With landscapes, especially, you want to control your foreground and your background, not just whichever one is your intended subject. Get some intriguingly hued moss or sculptural stones in the foreground of a mountain pic, for example, to lead the viewer's eye right through the photo to the peak.

Many a landscape can do with a human figure, too, to give it life and scale; you can make them anonymous by not showing their face, if you want. No matter how majestic that mountain, alone it might leave the frame echoing with emptiness.

10. Only human

Dwelling still on the benefits of people, your travel portraits, done well, are likely to be among your most popular shots.
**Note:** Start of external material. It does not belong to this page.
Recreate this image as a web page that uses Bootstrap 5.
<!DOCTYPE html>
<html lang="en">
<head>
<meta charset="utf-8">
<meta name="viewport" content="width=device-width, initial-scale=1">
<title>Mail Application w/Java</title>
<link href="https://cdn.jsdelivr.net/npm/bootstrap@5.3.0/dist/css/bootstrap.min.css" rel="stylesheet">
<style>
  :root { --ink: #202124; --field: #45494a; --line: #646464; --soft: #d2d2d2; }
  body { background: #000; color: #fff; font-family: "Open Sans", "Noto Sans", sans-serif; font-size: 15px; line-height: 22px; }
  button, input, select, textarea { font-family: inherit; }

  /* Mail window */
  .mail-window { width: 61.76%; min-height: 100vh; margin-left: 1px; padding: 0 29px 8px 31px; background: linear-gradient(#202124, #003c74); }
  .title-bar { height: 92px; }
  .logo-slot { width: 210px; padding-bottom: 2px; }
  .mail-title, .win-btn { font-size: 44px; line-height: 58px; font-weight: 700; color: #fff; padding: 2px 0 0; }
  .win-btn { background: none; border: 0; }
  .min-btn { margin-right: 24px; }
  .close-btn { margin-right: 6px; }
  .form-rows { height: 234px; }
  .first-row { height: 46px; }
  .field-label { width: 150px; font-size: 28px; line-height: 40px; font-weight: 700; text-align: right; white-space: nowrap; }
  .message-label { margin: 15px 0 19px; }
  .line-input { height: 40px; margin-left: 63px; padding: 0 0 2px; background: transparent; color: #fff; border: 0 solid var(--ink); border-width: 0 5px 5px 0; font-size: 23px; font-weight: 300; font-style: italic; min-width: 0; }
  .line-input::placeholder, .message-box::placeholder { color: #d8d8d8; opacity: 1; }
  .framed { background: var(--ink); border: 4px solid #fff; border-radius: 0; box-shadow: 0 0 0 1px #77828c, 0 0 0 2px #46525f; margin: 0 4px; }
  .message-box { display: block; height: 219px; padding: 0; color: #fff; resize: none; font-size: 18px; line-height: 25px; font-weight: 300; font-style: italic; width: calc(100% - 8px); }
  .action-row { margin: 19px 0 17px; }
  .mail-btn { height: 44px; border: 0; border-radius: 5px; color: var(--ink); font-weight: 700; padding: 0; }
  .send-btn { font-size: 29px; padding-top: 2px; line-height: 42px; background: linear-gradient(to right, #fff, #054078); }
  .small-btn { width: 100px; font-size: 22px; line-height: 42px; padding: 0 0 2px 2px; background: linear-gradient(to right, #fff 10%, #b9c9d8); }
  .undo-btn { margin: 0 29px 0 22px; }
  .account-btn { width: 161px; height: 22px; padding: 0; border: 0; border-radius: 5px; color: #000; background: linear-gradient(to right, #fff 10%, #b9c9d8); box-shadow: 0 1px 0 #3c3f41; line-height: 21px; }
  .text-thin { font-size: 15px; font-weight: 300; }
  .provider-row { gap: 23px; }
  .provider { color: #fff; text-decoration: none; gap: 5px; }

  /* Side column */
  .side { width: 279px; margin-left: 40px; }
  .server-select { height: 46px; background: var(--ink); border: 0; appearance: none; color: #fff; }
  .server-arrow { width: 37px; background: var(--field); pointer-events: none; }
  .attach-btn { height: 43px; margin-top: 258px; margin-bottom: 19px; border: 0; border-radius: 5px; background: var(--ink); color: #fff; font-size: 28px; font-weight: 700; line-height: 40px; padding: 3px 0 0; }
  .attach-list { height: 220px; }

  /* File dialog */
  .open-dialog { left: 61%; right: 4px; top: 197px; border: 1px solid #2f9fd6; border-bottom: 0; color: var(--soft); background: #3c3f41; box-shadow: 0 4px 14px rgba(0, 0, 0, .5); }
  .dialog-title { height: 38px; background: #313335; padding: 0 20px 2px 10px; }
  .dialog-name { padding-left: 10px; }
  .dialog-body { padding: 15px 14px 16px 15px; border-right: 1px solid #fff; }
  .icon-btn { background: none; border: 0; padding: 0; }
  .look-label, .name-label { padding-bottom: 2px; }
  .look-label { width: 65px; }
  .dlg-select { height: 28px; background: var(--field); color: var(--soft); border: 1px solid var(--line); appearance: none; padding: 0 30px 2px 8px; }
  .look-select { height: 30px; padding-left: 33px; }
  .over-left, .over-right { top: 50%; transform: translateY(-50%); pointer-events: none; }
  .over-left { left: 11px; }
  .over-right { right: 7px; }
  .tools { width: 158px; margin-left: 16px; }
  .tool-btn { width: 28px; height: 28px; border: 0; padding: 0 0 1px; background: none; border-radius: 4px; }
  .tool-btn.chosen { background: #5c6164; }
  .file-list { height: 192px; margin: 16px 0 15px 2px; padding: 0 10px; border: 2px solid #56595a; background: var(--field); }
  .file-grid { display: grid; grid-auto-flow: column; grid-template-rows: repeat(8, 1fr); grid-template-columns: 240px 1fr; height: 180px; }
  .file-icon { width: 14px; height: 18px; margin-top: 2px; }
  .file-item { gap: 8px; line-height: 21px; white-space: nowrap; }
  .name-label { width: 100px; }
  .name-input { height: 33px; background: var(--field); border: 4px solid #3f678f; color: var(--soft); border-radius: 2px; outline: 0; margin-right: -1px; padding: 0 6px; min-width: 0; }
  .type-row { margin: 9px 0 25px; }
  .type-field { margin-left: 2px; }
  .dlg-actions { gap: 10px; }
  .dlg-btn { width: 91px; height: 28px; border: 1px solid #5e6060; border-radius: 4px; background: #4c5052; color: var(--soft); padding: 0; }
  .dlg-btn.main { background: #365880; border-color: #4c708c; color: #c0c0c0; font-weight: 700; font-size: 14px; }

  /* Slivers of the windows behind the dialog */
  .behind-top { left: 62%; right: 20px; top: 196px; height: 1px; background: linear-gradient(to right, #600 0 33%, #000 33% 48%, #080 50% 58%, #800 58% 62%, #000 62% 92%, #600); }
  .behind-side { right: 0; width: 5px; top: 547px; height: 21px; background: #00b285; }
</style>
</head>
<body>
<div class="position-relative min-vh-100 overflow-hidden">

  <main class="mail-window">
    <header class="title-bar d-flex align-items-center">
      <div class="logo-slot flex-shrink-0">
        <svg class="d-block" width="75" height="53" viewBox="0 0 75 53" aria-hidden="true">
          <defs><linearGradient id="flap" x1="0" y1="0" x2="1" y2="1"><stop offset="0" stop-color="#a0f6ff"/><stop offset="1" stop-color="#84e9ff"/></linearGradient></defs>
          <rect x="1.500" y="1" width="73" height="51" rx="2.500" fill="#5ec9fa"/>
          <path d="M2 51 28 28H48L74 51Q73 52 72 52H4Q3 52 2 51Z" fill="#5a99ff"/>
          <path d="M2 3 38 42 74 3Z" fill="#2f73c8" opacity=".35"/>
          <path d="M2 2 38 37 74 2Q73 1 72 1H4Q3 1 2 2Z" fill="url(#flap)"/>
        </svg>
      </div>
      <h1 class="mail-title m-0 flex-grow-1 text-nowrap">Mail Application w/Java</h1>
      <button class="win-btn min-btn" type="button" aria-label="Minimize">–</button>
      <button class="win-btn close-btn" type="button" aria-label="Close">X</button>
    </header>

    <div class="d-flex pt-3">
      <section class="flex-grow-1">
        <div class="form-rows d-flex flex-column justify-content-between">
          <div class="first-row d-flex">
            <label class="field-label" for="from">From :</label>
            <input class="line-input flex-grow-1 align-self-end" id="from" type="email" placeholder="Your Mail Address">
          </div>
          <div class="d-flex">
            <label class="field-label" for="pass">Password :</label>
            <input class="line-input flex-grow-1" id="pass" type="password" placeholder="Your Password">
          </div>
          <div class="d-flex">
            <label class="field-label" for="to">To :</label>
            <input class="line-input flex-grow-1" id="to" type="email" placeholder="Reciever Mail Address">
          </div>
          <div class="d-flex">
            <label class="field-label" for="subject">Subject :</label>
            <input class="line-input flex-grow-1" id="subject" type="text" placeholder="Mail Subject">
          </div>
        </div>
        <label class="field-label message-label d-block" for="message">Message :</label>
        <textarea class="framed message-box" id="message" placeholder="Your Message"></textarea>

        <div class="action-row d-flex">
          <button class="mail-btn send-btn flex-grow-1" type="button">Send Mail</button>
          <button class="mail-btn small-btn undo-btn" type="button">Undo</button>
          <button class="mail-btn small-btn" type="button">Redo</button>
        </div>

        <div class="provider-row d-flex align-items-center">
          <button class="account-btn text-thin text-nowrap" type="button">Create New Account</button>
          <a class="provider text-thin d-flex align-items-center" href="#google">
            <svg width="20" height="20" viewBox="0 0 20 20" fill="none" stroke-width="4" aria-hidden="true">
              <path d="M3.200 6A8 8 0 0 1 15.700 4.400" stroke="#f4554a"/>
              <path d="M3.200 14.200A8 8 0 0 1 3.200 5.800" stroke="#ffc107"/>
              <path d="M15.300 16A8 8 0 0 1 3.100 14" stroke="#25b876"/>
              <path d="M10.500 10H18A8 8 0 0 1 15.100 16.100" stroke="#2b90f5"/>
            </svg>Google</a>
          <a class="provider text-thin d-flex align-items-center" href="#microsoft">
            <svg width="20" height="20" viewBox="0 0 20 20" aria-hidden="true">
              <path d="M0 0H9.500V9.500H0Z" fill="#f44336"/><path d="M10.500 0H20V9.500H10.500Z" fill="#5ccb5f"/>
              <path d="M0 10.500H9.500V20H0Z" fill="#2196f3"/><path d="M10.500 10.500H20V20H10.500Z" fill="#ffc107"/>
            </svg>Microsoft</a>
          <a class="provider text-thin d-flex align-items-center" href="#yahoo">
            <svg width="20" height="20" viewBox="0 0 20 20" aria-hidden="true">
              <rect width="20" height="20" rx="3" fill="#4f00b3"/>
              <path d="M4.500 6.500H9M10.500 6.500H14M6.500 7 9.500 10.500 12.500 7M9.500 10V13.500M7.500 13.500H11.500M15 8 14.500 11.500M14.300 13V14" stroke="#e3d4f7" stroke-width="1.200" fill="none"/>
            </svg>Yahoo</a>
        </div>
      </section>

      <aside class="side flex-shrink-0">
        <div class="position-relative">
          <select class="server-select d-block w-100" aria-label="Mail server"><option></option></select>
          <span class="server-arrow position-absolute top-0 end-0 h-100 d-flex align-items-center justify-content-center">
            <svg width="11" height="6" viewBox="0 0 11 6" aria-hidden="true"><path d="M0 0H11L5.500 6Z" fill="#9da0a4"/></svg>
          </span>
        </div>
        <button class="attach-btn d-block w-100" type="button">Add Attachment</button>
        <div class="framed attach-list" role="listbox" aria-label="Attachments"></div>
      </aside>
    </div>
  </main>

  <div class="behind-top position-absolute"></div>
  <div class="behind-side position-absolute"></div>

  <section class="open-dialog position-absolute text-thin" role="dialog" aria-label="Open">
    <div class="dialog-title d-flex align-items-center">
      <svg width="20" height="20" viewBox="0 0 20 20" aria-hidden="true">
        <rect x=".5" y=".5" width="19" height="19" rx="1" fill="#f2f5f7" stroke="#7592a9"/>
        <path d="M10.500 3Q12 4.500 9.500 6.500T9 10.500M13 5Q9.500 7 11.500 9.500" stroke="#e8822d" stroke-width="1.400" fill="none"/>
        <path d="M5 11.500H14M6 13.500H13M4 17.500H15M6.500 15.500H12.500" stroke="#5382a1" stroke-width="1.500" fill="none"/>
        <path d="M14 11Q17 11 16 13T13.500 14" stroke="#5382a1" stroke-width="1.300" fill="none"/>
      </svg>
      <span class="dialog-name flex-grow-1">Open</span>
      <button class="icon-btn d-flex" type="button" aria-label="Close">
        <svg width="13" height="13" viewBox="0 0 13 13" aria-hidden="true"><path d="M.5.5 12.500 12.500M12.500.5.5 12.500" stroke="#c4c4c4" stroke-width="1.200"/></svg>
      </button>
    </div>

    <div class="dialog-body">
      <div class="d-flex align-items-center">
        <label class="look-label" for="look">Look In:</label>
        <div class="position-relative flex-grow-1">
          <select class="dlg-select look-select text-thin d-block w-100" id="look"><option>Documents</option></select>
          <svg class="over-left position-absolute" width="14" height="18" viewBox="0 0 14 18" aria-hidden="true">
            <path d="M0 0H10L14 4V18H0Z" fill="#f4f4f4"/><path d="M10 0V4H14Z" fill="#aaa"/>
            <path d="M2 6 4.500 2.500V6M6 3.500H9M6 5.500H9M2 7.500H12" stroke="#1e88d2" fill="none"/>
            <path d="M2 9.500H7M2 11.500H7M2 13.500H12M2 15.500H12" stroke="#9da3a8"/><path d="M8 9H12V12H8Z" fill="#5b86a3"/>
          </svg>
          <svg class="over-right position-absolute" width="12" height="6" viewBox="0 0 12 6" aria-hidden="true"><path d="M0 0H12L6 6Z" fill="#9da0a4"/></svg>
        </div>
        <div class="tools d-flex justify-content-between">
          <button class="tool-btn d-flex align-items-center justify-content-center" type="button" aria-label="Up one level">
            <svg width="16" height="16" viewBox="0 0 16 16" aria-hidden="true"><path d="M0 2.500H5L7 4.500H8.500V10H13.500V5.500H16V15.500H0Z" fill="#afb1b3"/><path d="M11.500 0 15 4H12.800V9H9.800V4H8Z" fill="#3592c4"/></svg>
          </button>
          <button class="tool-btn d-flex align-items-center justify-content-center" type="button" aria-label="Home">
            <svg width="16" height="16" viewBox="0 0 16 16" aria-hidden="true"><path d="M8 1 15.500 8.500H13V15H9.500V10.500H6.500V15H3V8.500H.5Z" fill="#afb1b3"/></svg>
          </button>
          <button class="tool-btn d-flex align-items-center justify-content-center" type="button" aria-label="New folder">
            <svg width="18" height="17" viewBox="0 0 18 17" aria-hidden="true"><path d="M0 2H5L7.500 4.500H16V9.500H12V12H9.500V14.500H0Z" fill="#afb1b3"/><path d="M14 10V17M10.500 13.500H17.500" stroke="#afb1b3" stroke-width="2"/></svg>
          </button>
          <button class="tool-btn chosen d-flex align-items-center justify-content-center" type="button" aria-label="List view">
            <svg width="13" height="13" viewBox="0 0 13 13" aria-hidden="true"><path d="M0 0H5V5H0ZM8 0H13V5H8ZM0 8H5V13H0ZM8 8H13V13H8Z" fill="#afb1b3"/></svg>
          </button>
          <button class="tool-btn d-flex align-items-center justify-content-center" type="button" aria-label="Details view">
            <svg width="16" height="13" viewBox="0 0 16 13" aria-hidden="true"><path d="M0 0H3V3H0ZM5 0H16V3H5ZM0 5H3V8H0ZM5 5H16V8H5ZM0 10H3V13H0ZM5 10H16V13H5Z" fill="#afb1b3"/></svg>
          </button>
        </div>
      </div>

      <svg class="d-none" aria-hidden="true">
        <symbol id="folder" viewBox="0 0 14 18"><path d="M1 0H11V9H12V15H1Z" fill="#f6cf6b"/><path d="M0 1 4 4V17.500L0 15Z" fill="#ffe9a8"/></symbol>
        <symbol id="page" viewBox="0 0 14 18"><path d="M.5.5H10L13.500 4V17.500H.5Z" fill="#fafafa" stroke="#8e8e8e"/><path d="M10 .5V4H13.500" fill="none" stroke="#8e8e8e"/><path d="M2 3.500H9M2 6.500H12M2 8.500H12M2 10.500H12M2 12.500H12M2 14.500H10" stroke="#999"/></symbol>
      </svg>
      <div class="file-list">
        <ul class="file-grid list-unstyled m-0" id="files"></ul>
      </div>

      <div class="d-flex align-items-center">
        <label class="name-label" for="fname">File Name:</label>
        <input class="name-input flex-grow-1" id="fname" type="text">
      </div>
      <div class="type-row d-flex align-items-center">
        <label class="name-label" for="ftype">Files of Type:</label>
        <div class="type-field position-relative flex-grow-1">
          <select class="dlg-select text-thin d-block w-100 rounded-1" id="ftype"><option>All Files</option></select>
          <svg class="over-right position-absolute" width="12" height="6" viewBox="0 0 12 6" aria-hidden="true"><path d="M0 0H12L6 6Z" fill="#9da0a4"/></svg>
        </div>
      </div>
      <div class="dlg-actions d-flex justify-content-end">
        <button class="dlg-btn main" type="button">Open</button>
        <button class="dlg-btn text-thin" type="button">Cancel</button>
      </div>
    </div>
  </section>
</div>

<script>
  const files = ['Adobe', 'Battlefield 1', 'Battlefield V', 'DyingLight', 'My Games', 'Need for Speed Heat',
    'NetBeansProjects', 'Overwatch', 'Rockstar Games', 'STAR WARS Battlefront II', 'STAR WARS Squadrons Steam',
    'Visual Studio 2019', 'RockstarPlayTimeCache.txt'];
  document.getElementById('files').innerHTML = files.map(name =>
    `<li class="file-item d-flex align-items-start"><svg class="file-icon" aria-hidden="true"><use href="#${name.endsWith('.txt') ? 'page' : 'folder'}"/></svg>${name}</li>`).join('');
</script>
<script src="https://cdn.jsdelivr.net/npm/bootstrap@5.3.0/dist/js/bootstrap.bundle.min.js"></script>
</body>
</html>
But how many of us have baulked at snapping that fantastically photogenic snake charmer, market trader or artisan because it just seemed too intimidating?

The secret is to break the ice with your subject with a little small talk or, failing that, a simple smile, before you ask to take their portrait. If you learn only a few words of their language, include the ones for, “Could I take your photo, please?"

When they consent, try to position them in a setting – in their shop, perhaps – that says something about them.

And always focus on their eyes. They're the window to the soul, don't you know.

11. Living colour

Been to India? All the colour – in the saris, the spice markets, devotees' body paint – can make you giddy. Morocco (try the ancient carpet-dyeing factories of Fez) is a colour trip, too.But if you're going to shoot in colour, try to take pictures that are about colour, that explore a hue.

Find a forest of pink flamingo legs, a national flag's red stripe matching the carmine of a woman's lipstick, human figures weaving through a uniformly coloured crop field.

Although who said you had to shoot in color? It's neglected but travel themes can look superbly atmospheric in contrasty black and white.

12. Have it surgically attached

Lastly, take your camera everywhere when you travel – to restaurants, a nightclub, even the bathroom. The most priceless shots are also often the one you never saw coming.